È entrato in vigore il 7 gennaio scorso il d. lgs. 10 dicembre 2024 n. 198 che, modificando l’art. 114 c.p.p., ha introdotto ulteriori restrizioni alla pubblicazione degli atti dei procedimenti penali. In particolare ha vietato la pubblicazione, anche parziale, delle ordinanze che applicano misure cautelari personali, fino alla conclusione delle indagini preliminari o fino al termine dell’udienza preliminare. La modifica intervenuta non ha avuto molto risalto sulla stampa e non sembra avere suscitato un articolato dibattito politico.

Si tratta, invece, di un divieto la cui ratio, ad una prima lettura, è difficile cogliere.

Non può essere ricondotto nell’ambito delle modifiche frutto della particolare attenzione che da qualche tempo l’attuale maggioranza di governo (ma non solo) manifesta verso la figura ed i poteri del Pubblico Ministero, poiché l’ordinanza cautelare è un atto del Giudice per le indagini preliminari, deve essere obbligatoriamente motivato, è impugnabile e non è coperto dal segreto investigativo.

Né si può ipotizzare che lo scopo del divieto sia quello di proteggere la privacy delle persone attinte dal provvedimento, perché non è stata vietata (né avrebbe potuto esserlo in ossequio all’art. 21 Cost.) la diffusione da parte della stampa della notizia dell’avvenuta esecuzione di una o più misure cautelari personali, purché nel rispetto dei principi di pertinenza della notizia e di non eccedenza nel trattamento dei dati personali, come raccomandato dal Garante della privacy.

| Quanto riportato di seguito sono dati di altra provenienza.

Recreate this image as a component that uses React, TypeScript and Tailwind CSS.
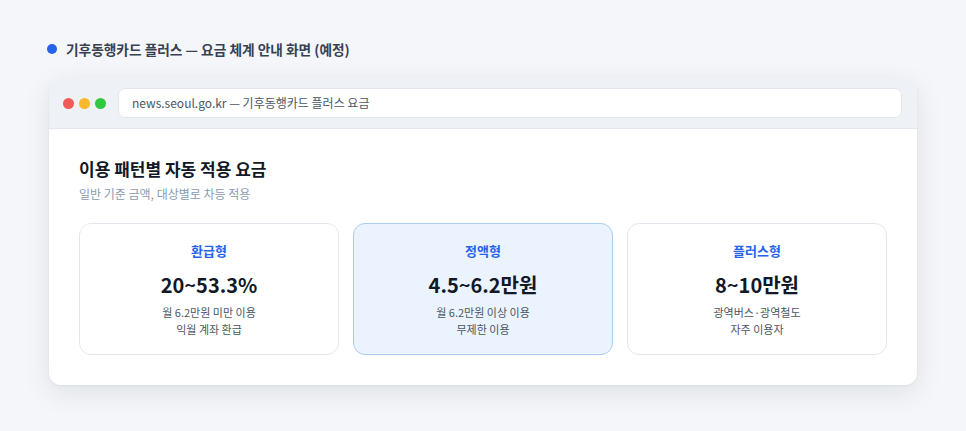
const font = { fontFamily: '"Noto Sans CJK KR", "Noto Sans", sans-serif' };

interface Plan {
  name: string;
  price: string;
  lines: string[];
  featured?: boolean;
}

const plans: Plan[] = [
  { name: '환급형', price: '20~53.3%', lines: ['월 6.2만원 미만 이용', '익월 계좌 환급'] },
  { name: '정액형', price: '4.5~6.2만원', lines: ['월 6.2만원 이상 이용', '무제한 이용'], featured: true },
  { name: '플러스형', price: '8~10만원', lines: ['광역버스·광역철도', '자주 이용자'] },
];

function PlanCard({ plan }: { plan: Plan }) {
  return (
    <div
      className={
        plan.featured
          ? 'flex h-[132px] flex-col items-center rounded-[12px] border border-[#a9cdf0] bg-[#ebf3fe] pt-[17px]'
          : 'flex h-[132px] flex-col items-center rounded-[12px] border border-[#e3e7ed] bg-white pt-[17px]'
      }
    >
      <p className="text-[13px] font-bold leading-[20px] text-[#2563eb]">{plan.name}</p>
      <p className="mt-[11px] text-[20px] font-bold leading-[26px] text-[#111827]">{plan.price}</p>
      <div className="mt-[6px] text-center text-[11px] leading-[17px] text-[#4b5563]">
        {plan.lines.map((l) => (
          <p key={l}>{l}</p>
        ))}
      </div>
    </div>
  );
}

export default function App() {
  return (
    <div className="min-h-[431px] w-[966px] bg-[#f4f6f9] pt-[40px]" style={font}>
      {/* Caption */}
      <div className="flex h-[18px] items-center pl-[47px]">
        <span className="h-[10px] w-[10px] rounded-full bg-[#2563eb]" />
        <span className="ml-[9px] text-[13.7px] font-bold text-[#374151]">
          기후동행카드 플러스 — 요금 체계 안내 화면 (예정)
        </span>
      </div>

      {/* Browser window */}
      <div className="ml-[49px] mt-[20px] w-[868px] overflow-hidden rounded-[12px] bg-white shadow-[0_8px_28px_rgba(15,23,42,0.09),0_1px_3px_rgba(15,23,42,0.05)]">
        <div className="flex h-[51px] items-center border-b border-[#e4e8ee] bg-[#eef1f5] pl-[14px] pr-[15px]">
          <div className="flex gap-[5px]">
            <span className="h-[11px] w-[11px] rounded-full bg-[#f05b57]" />
            <span className="h-[11px] w-[11px] rounded-full bg-[#fbb72d]" />
            <span className="h-[11px] w-[11px] rounded-full bg-[#2fc840]" />
          </div>
          <div className="ml-[12px] flex h-[30px] flex-1 items-center rounded-[7px] border border-[#e2e6ec] bg-white pl-[13px] text-[12px] text-[#4b5563]">
            news.seoul.go.kr — 기후동행카드 플러스 요금
          </div>
        </div>

        <div className="px-[30px] pb-[30px] pt-[28px]">
          <h2 className="text-[17px] font-bold leading-[24px] text-[#111827]">이용 패턴별 자동 적용 요금</h2>
          <p className="mt-[5px] text-[12px] leading-[16px] text-[#8a9ab0]">일반 기준 금액, 대상별로 차등 적용</p>
          <div className="mt-[21px] grid grid-cols-3 gap-[14px]">
            {plans.map((p) => (
              <PlanCard key={p.name} plan={p} />
            ))}
          </div>
        </div>
      </div>
    </div>
  );
}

La censura introdotta dal nuovo decreto legislativo, perciò, riguarda solo la pubblicazione dei motivi su cui si fonda il provvedimento restrittivo, che sono  destinati a rimanere sconosciuti al pubblico per un tempo più o meno lungo dopo l’esecuzione, presumibilmente quando sarà ormai venuta meno l’attualità della notizia .

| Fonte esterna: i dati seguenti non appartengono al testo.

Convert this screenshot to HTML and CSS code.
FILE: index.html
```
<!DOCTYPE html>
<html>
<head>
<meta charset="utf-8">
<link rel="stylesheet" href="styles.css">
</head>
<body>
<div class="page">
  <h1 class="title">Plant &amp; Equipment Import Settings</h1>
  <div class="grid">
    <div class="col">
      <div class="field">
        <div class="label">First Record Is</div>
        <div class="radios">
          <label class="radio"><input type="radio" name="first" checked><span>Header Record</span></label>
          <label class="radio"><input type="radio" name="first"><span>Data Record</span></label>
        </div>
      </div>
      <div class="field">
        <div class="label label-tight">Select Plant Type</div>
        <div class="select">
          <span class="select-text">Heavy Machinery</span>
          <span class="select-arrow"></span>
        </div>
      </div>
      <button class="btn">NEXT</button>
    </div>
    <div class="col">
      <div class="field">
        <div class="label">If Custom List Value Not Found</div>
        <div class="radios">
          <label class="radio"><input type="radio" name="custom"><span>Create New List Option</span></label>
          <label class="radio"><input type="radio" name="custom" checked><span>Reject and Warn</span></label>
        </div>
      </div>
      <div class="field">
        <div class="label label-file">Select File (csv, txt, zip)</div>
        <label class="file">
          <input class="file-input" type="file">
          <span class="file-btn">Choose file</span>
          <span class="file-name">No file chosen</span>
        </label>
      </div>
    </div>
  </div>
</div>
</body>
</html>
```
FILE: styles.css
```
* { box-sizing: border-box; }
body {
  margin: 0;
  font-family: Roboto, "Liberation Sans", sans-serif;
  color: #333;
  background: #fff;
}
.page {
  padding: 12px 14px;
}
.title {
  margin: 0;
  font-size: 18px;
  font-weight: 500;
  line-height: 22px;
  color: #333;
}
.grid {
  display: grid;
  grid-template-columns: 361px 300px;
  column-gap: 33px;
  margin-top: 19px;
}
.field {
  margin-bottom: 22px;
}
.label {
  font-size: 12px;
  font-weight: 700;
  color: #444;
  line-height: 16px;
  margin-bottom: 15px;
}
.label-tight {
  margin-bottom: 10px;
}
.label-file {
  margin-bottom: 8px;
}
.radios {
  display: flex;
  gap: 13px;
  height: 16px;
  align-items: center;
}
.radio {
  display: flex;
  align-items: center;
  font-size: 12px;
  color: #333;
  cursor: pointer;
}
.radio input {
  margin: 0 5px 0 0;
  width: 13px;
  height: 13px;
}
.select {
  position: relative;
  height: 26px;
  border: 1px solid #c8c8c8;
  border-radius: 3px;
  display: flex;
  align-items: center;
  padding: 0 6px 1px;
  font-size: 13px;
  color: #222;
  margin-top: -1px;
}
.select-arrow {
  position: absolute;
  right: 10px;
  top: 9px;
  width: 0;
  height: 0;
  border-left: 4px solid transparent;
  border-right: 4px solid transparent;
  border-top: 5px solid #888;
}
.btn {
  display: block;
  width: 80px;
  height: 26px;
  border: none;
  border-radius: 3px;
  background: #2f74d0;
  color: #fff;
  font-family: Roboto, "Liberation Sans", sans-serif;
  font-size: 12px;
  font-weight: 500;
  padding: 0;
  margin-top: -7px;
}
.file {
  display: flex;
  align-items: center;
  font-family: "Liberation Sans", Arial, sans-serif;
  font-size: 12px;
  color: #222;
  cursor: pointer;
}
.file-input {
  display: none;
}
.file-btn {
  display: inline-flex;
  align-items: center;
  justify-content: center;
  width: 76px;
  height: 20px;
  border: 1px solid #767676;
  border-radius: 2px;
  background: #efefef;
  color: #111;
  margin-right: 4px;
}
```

Sarà possibile perciò sapere nell’immediatezza solo che Tizio è stato attinto da misura cautelare personale e per quali reati, ma non anche per quali motivi. La censura introdotta determina così un impoverimento irragionevole delle fonti pubbliche di conoscenza, in aderenza ad una cultura del processo ispirata al segreto, che si riteneva essere stata ormai superata dal vigente codice di procedura penale, che persegue invece, nella sua originaria formulazione, finalità di trasparenza delle decisioni giurisdizionali.

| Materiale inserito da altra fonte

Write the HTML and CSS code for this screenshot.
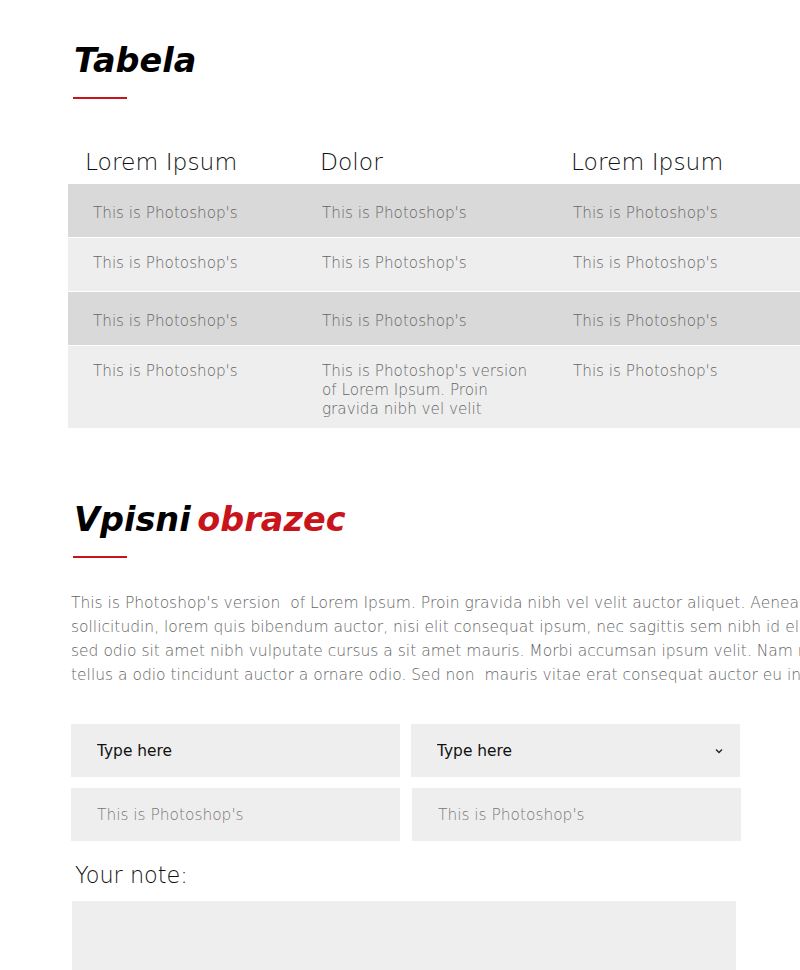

Oltre tutto, sotto l’aspetto pratico, il segreto imposto sulla motivazione delle misure cautelari personali  può ritorcersi in danno delle  stesse persone attinte; non pochi infatti potrebbero pensare  che un motivo valido ci deve pur essere stato, proprio perché non può essere conosciuto dal pubblico.

Il nome attribuito al decreto in esame è “disposizioni per il compiuto adeguamento della normativa alle disposizioni delle direttiva (UE) 2016/343 del Parlamento europeo e del Consiglio, del  marzo 2016, sul rafforzamento di alcuni aspetti della presunzione di innocenza e del diritto di presenziare al processo nei procedimenti penali”. Sembra dunque che il legislatore abbia avvertito questa volta (a differenza di altre) la necessità di adeguare la legislazione statale a quella europea.

Ma la lettura della direttiva U.E. di riferimento non supporta questa conclusione. Essa infatti non contiene affatto il divieto di pubblicazione della motivazione delle misure cautelari personali, né nei “considerando” da 16 a 21 né nel testo dell’art. 4.

La norma europea si limita invece ad assicurare che “nel fornire informazioni ai media le autorità pubbliche non presentino gli indagati o imputati come colpevoli” precisando inoltre che “l’obbligo stabilito al par. 1 di non presentare gli indagati o imputati come colpevoli non impedisce alle autorità pubbliche di divulgare informazioni sui procedimenti penali, qualora ciò sia strettamente necessario per motivi connessi all’indagine penale o per l’interesse pubblico”.

Per soddisfare questo requisito sarebbe sufficiente che la pubblicazione dell’ordinanza fosse accompagnata dalla precisazione che le persone attinte dalla misura sono gravemente indiziate ma non colpevoli dei reati loro contestati, in attesa del processo e della sentenza definitiva. Garanzia, per altro, che era stata già introdotta nell’ordinamento dall’art. 115 bis c.p.p. approvato con d.lgs. n. 188/2021.

In conclusione, il divieto di pubblicazione introdotto dal d.lgs. n. 198/2024 appare per un verso inconferente e per altro verso sovrabbondante rispetto alla direttiva europea cui il Legislatore nazionale afferma di volersi adeguare, e rimane dubbia e sfuggente la sua ragione giuridica.